# Wyndham Vacation Resorts at Glacier Canyon



## JimIg23 (May 4, 2008)

Hi all.

I am thinking of buying a TS within a few hours driving distance.  Glacier Canyon in the dells seems the closest and probably the area I would go to at least every other year.  I don't know very much about Wyndham, so I have several questions.  Any help would be appreciated!

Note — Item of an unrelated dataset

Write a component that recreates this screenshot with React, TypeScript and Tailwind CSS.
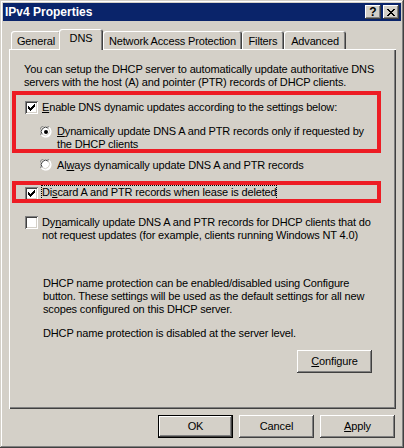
import React from "react";

const raised =
  "bg-[#d4d0c8] shadow-[inset_-1px_-1px_#404040,inset_1px_1px_#ffffff,inset_-2px_-2px_#808080,inset_2px_2px_#d4d0c8]";

function Check() {
  const rows = [
    "......x",
    ".....xx",
    "x...xxx",
    "xx.xxx.",
    "xxxxx..",
    ".xxx...",
    "..x....",
  ];
  const rects: React.ReactElement[] = [];
  rows.forEach((r, y) =>
    r.split("").forEach((c, x) => {
      if (c === "x") rects.push(<rect key={`${x}-${y}`} x={x} y={y} width={1} height={1} fill="#000" />);
    })
  );
  return (
    <svg width="7" height="7" viewBox="0 0 7 7" shapeRendering="crispEdges">
      {rects}
    </svg>
  );
}

function Checkbox({ checked }: { checked: boolean }) {
  return (
    <div className="w-[13px] h-[13px] shrink-0 bg-white flex items-center justify-center shadow-[inset_1px_1px_#808080,inset_-1px_-1px_#ffffff,inset_2px_2px_#404040,inset_-2px_-2px_#d4d0c8]">
      {checked && <Check />}
    </div>
  );
}

function Radio({ checked }: { checked: boolean }) {
  return (
    <svg width="12" height="12" viewBox="0 0 12 12" className="shrink-0">
      <circle cx="6" cy="6" r="5.5" fill="#fff" />
      <path d="M1.2 9.2 A5.5 5.5 0 0 1 9.2 1.2" fill="none" stroke="#808080" strokeWidth="1" />
      <path d="M9.2 1.2 A5.5 5.5 0 0 1 1.2 9.2" fill="none" stroke="#ffffff" strokeWidth="1" />
      <path d="M2.3 8.5 A4.4 4.4 0 0 1 8.5 2.3" fill="none" stroke="#404040" strokeWidth="1" />
      <path d="M8.5 2.3 A4.4 4.4 0 0 1 2.3 8.5" fill="none" stroke="#d4d0c8" strokeWidth="1" />
      {checked && <circle cx="6" cy="6" r="2" fill="#000" />}
    </svg>
  );
}

function Btn({ children, def, className = "" }: { children: React.ReactNode; def?: boolean; className?: string }) {
  if (def) {
    return (
      <div className={`w-[75px] h-[23px] border border-black ${className}`}>
        <div className={`w-full h-full flex items-center justify-center ${raised}`}>{children}</div>
      </div>
    );
  }
  return (
    <div className={`w-[75px] h-[23px] flex items-center justify-center ${raised} ${className}`}>{children}</div>
  );
}

const tabBase =
  "h-[18px] pt-[3px] text-center bg-[#d4d0c8] rounded-t-[3px] shadow-[inset_1px_1px_#ffffff,inset_-1px_0_#404040,inset_-2px_0_#808080]";

export default function App() {
  return (
    <div
      className="w-[404px] h-[448px] bg-[#d4d0c8] p-[3px] flex flex-col text-black text-[11px] leading-[13px] tracking-[-0.15px] shadow-[inset_-1px_-1px_#404040,inset_1px_1px_#d4d0c8,inset_-2px_-2px_#808080,inset_2px_2px_#ffffff]"
      style={{ fontFamily: '"Liberation Sans", Arial, sans-serif' }}
    >
      {/* Title bar */}
      <div className="h-[18px] bg-[#0a246a] flex items-center justify-between pl-[2px] pr-[2px]">
        <span className="text-white font-bold text-[12px] tracking-normal">IPv4 Properties</span>
        <div className="flex gap-[2px]">
          <div className={`w-[16px] h-[14px] flex items-center justify-center ${raised}`}>
            <span className="font-bold text-[12px] leading-[12px] tracking-normal">?</span>
          </div>
          <div className={`w-[16px] h-[14px] flex items-center justify-center ${raised}`}>
            <svg width="8" height="7" viewBox="0 0 8 7" shapeRendering="crispEdges">
              <path d="M0 0h2v1h-2z M6 0h2v1h-2z M1 1h2v1h-2z M5 1h2v1h-2z M2 2h4v1h-4z M3 3h2v1h-2z M2 4h4v1h-4z M1 5h2v1h-2z M5 5h2v1h-2z M0 6h2v1h-2z M6 6h2v1h-2z" fill="#000" />
            </svg>
          </div>
        </div>
      </div>

      {/* Tabs */}
      <div className="mt-[8px] ml-[8px] flex items-end h-[20px]">
        <div className={`${tabBase} w-[50px] pt-[4px]`}>General</div>
        <div className="relative z-10 -ml-[2px] w-[44px] h-[21px] -mb-px pt-[3px] text-center bg-[#d4d0c8] rounded-t-[3px] shadow-[inset_1px_1px_#ffffff,inset_-1px_0_#404040,inset_-2px_0_#808080]">
          DNS
        </div>
        <div className={`${tabBase} w-[139px] pt-[4px]`}>Network Access Protection</div>
        <div className={`${tabBase} w-[42px] pt-[4px]`}>Filters</div>
        <div className={`${tabBase} w-[62px] pt-[4px]`}>Advanced</div>
      </div>

      {/* Panel */}
      <div className="relative ml-[6px] w-[387px] h-[360px] flex flex-col shadow-[inset_1px_1px_#ffffff,inset_-1px_-1px_#404040,inset_-2px_-2px_#808080]">
        <div className="pl-[15px] pt-[14px] whitespace-nowrap">
          <div>You can setup the DHCP server to automatically update authoritative DNS</div>
          <div>servers with the host (A) and pointer (PTR) records of DHCP clients.</div>
        </div>

        <div className="mt-[12px] pl-[16px] flex items-start gap-[4px] whitespace-nowrap">
          <Checkbox checked />
          <div>
            <span className="underline">E</span>nable DNS dynamic updates according to the settings below:
          </div>
        </div>

        <div className="mt-[11px] pl-[31px] flex items-start gap-[5px] whitespace-nowrap">
          <div className="mt-px">
            <Radio checked />
          </div>
          <div>
            <div>
              <span className="underline">D</span>ynamically update DNS A and PTR records only if requested by
            </div>
            <div>the DHCP clients</div>
          </div>
        </div>

        <div className="mt-[8px] pl-[31px] flex items-start gap-[5px] whitespace-nowrap">
          <Radio checked={false} />
          <div>
            Al<span className="underline">w</span>ays dynamically update DNS A and PTR records
          </div>
        </div>

        <div className="mt-[13px] pl-[16px] flex items-start gap-[3px] whitespace-nowrap">
          <div className="mt-[2px]">
            <Checkbox checked />
          </div>
          <div className="border border-dotted border-black">
            Di<span className="underline">s</span>card A and PTR records when lease is deleted
          </div>
        </div>

        <div className="mt-[16px] pl-[16px] flex items-start gap-[4px] whitespace-nowrap">
          <Checkbox checked={false} />
          <div>
            <div>
              Dy<span className="underline">n</span>amically update DNS A and PTR records for DHCP clients that do
            </div>
            <div>not request updates (for example, clients running Windows NT 4.0)</div>
          </div>
        </div>

        <div className="mt-[35px] pl-[34px] whitespace-nowrap">
          <div>DHCP name protection can be enabled/disabled using Configure</div>
          <div>button. These settings will be used as the default settings for all new</div>
          <div>scopes configured on this DHCP server.</div>
        </div>

        <div className="mt-[11px] pl-[34px] whitespace-nowrap">
          DHCP name protection is disabled at the server level.
        </div>

        <div className="mt-[10px] pr-[24px] flex justify-end">
          <Btn>
            <span>
              <span className="underline">C</span>onfigure
            </span>
          </Btn>
        </div>

        {/* Red annotation boxes */}
        <div className="absolute left-[3px] top-[42px] w-[369px] h-[62px] border-[4px] border-[#ed1c24] pointer-events-none" />
        <div className="absolute left-[3px] top-[132px] w-[369px] h-[22px] border-[4px] border-[#ed1c24] pointer-events-none" />
      </div>

      {/* Bottom buttons */}
      <div className="mt-[6px] pr-[6px] flex justify-end gap-[6px]">
        <Btn def>OK</Btn>
        <Btn>Cancel</Btn>
        <Btn>
          <span>
            <span className="underline">A</span>pply
          </span>
        </Btn>
      </div>
    </div>
  );
}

1) Does it work on a point system or a one week deed?
2) if points, how many would I need for a one week 2 bedroom in summer? 
3) what would be a good resale price?
4) When you buy resale, is there an internal trade system available to you?
5) does it make sense to buy one there or a cheaper one (is there) and trade into it (during summer)?
6) Is it a nice resort?  Do you have to pay for the Wilderness water parks if you are there?


----------



## ausman (May 4, 2008)

I would refer you to this site, http://forums.atozed.com , where with a bit of poking around answers to 1-5 should be apparent.

Don't know about #6.


----------



## famy27 (May 8, 2008)

To answer number 6, the resort is very nice.  I stayed there with my family and some friends last summer.  

If you are staying at Glacier Canyon, you will have full use of all of the Wilderness waterparks (except those at Wilderness on the Lake, which is not on property).  You receive a wristband each day which gives you access to the indoor and outdoor parks.  The outdoor park at Glacier Canyon has the fewest slides, but it does have a very nice lazy river.

My only caution about this property is that it is extremely spread out.  To walk from one end to the other would be very difficult, and Glacier Canyon is a bit of a hike from the "main" part of the resort.  There is a shuttle available to take you throughout the resort.

The units are spacious and well-designed, with rustic decor.  Four adults and two children were comfortable in a two-bedroom unit.  The only other negative was parking, which was extremely limited.  However, they were still buidling when we were there, so this may have changed.


----------



## jercal10 (May 9, 2008)

JimIg23 said:


> Hi all.
> 
> I am thinking of buying a TS within a few hours driving distance.  Glacier Canyon in the dells seems the closest and probably the area I would go to at least every other year.  I don't know very much about Wyndham, so I have several questions.  Any help would be appreciated!
> 
> ...


See others


----------



## EAM (May 9, 2008)

When you are making your decision, consider the maintenance fees, too, and realize that maintenance fees are sometimes artificially low when a resort is being developed and sold.  

Also, if you're not in a hurry to buy, wait until later this year (e.g. August) and ask a Wyndham owner to check to see if Glacier Canyon fills up during the 13-10 month before checkin period (ARP period) when it can be booked by owners at Glacier Canyon but not by others in the FSP system.


----------



## bnoble (May 9, 2008)

I booked at Tamarack for week 31 2008 a few weeks into the 10 month mark.  There was pretty good availability for Glacier Canyon after Tamarack was booked up.  This could always change, but at least for now it does not appear that one needs ARP for summer.  If you really want to go July 4th, maybe, but not "summer".


----------



## JimIg23 (May 9, 2008)

thanks everyone.  I have not seen alot of resales in this resort.  I will start looking at the other resorts also.


----------